In this article, reference is made to the spatial information in the archives that, in some situations, does not allow for the localization of all statistical census units in a sub-municipal area, thus preventing the production of data at maximum spatial detail. In past censuses, the geocoding operation took place during field data collection; the enumerator, when submitting the census questionnaire, recorded the household’s home address and the code of the enumeration area1 (EA) to which it belonged. This now occurs in the data processing phase, not without errors of missing or incorrect geocoding of census units (individuals, households, dwellings, buildings) in the EAs.
The accuracy of geocoding can certainly be increased by requiring source owners to pay more attention to quality and by working in the preliminary stages of processing the data once they have been acquired. On the other hand, specific imputation procedures (deterministic and probabilistic) have been developed to retrieve the geocoding of units without EA, exploiting geographical information, past census data, and data contained in archives.
The article will explain the imputation procedures, experimental tests, the analysis process, the results obtained, and will evaluate the impact of the procedures on the results. Finally, the validation process of some census results produced at the sub-municipal level will be illustrated, a preliminary operation to the official dissemination of the final data.
The demand for statistical information at the sub-municipal level
Over the years, there has been an increasing demand for sub-domain data from different actors and different purposes. National and international institutions, the academic and research world, and the private sector have a continuous need for highly disaggregated spatial data to conduct spatial analyses, for their business objectives and to make social, economic, and environmental decisions.
European legislation requires the production of data per 1 km
The most frequently requested data concern the presence and characteristics of foreigners, the educational level of the population, current activity status, position in the profession, type of occupation or sector of economic activity of the employed, family types, and structural characteristics of dwellings.

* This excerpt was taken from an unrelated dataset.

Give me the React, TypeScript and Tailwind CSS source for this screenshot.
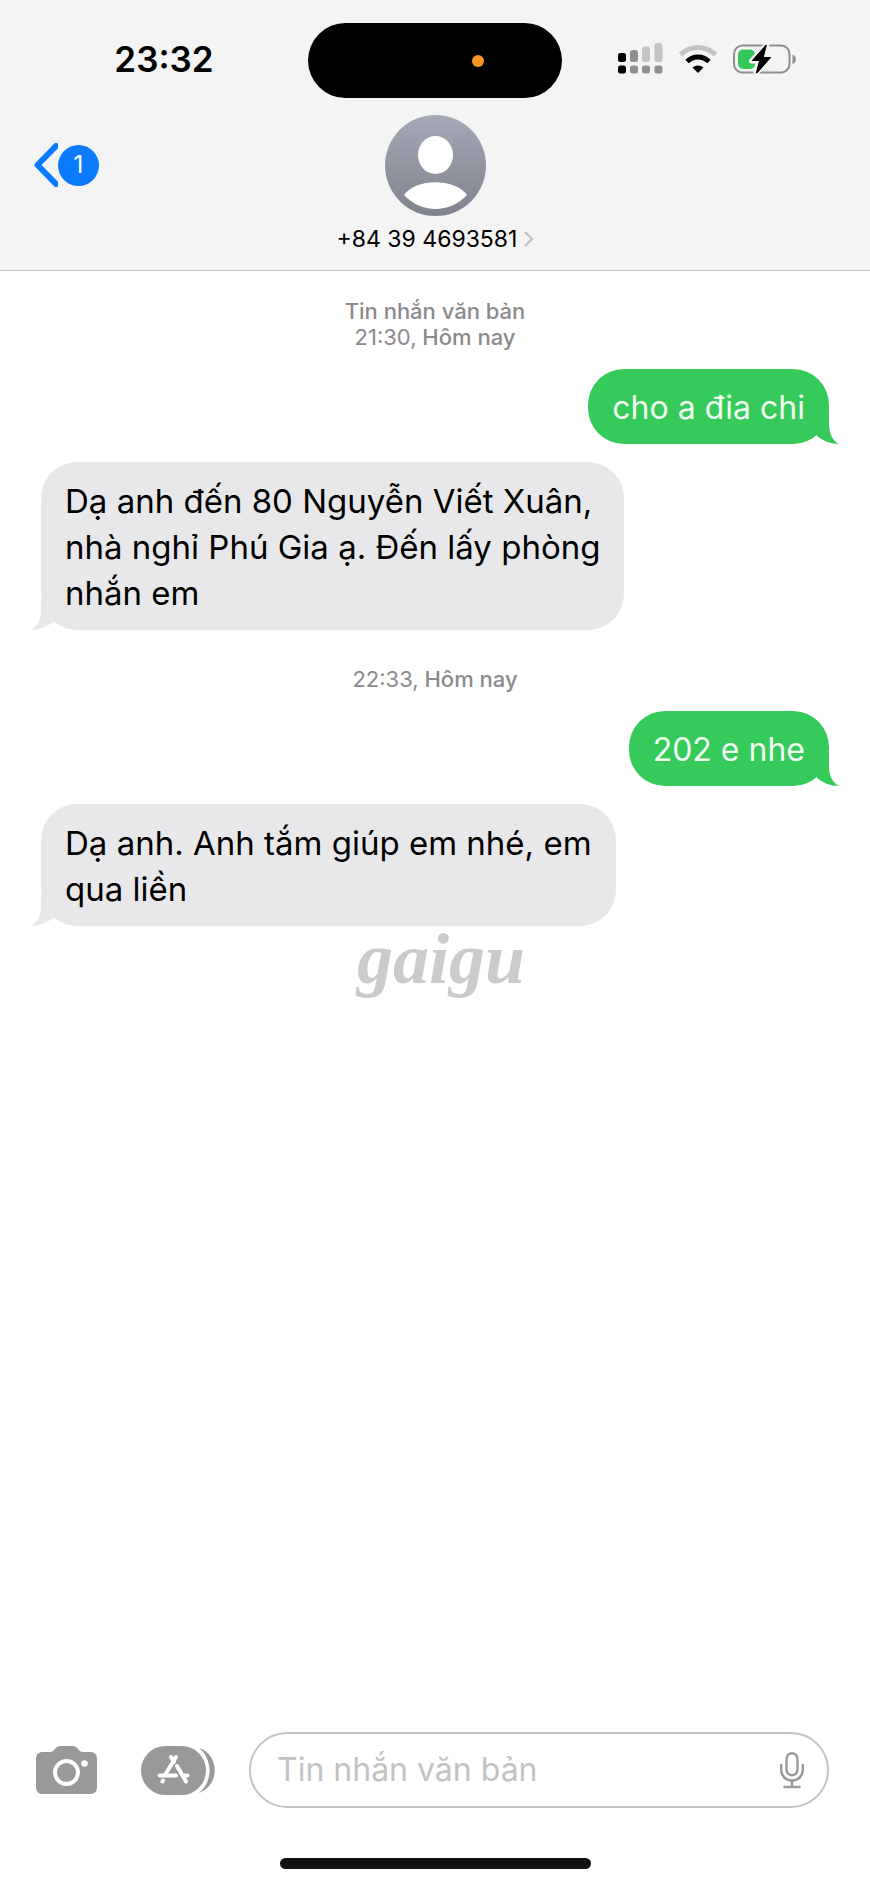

The Census of Population and Housing is the only statistical survey able to guarantee the availability of data at such a high territorial detail. The transition from the traditional decennial Census in Italy to the new permanent Census has required a careful review of the strategy to ensure census results that allow comparability with the past and adequate availability of sub-municipal domain data. The statistical methodologies and IT procedures used in the Permanent Census strategy are constantly evolving, as is the supply of sub-municipal data in quantitative and qualitative terms.
The permanent census strategy
Since 2018, Istat has been conducting the Permanent Census of Population and Housing. The census has moved from a traditional to a combined approach that integrates data from administrative sources and two sample surveys on households appropriately designed for the objectives of the annual census production: the population count and the calculation of contingency tables related to the main census variables.
Appropriate methodological and computer architectures enable the integration of information of register data and data collected on the sample households to produce census results at all geographic levels, from national to municipal.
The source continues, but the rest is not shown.